Appeal, No. 85, Jan. T., 1963, from judgment of Court of Common Pleas of Montgomery County, No. 61-1720, in case of Milford F. Dilks v. Flohr Chevrolet, Inc. Judgment reversed; reargument refused July 20, 1963.
Desmond J. McTighe, with him Philip D. Weiss, and Duffy, McTighe & McElhone, for appellant.
William F. Fox, with him Herbert A. Barton, and Fox, Differ, Digiacomo & Lowe, for appellee.
Before Musmanno, Jones, Cohen, Eagen and O'brien, JJ.
OPINION BY MR. JUSTICE BENJAMIN R. JONES, July 2, 1963:
This appeal requires the construction of several paragraphs of a written building lease to determine whether, under those paragraphs of the lease, the lessee is relieved of any liability to the lessor for damages to the building arising from a fire allegedly caused by the negligence of the lessee's employees.
On December 6, 1956, Milford Dilks (Dilks), the owner of premises located at 551 Lancaster Avenue, Haverford, Pa., leased the premises for a term of five years to Flohr Chevrolet, Inc. (Chevrolet), to be used by the latter as an automobile sales office and a shop for the service and repair of automobiles. Chevrolet entered into possession on December 10, 1956 and remained in possession until December 3, 1959. On the latter date, allegedly, certain employees of Chevrolet, engaged in using an inflammable liquid to clean an automobile engine, caused a fire which spread to some excelsior wrapped around automotive parts and eventually resulted in the complete destruction of Dilks' building.
Allegedly having suffered a $231,500 loss,*fn1 Dilks instituted an assumpsit action against Chevrolet in the Court of Common Pleas of Montgomery County.
In his complaint, Dilks averred that Chevrolet had breached two covenants contained in the lease - a covenant to use every reasonable precaution against fire*fn2 and a covenant not to permit benzine on the premises*fn3 - in the following respects: Chevrolet (a) failed to use every reasonable precaution against fire; (b) used benzine on the premises; (c) stored automotive parts wrapped in excelsior in areas in which inflammable liquids were used to clean engines; (d) failed to report without delay the outbreak of the fire. After the filing of an answer, Chevrolet moved for judgment on the pleadings.
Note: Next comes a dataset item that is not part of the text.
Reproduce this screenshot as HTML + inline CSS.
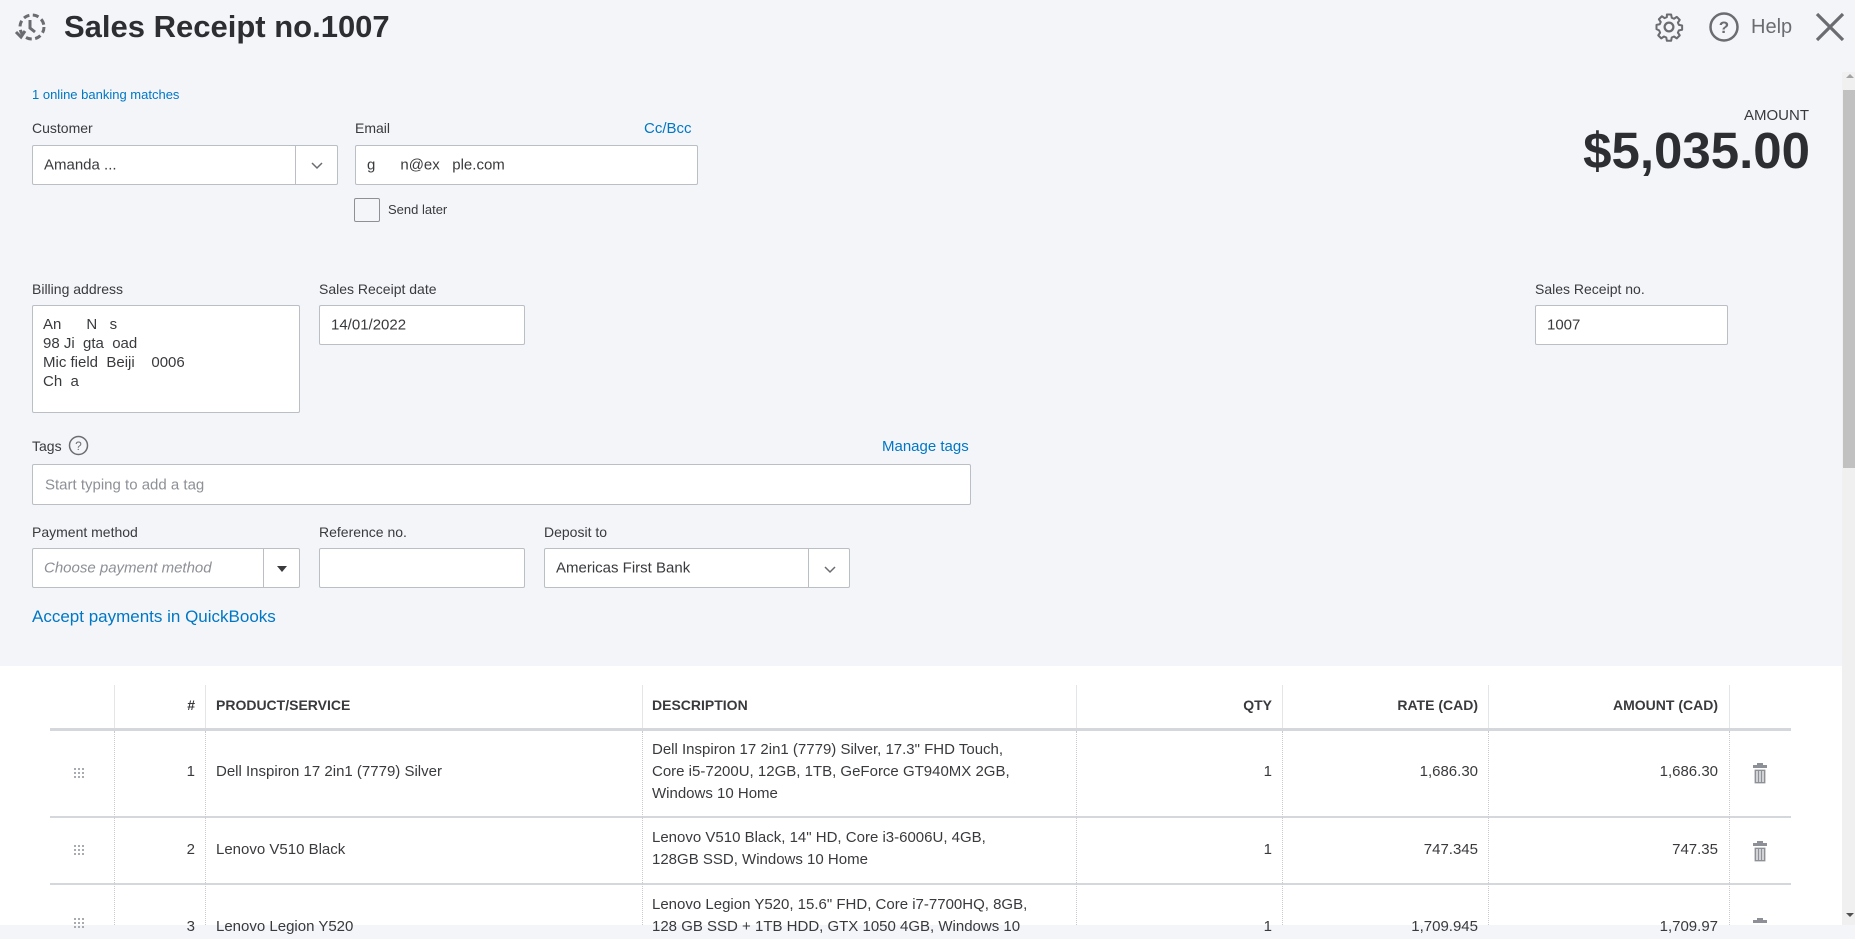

That motion was based principally upon paragraph 8, (b), of the lease which Chevrolet claimed excused and relieved it from any liability to Dilks for the fire, even though the fire was caused by the negligence of Chevrolet's employees.*fn4
Judgment on the pleadings was entered by the court below in favor of Chevrolet and against Dilks and the propriety of the entry ...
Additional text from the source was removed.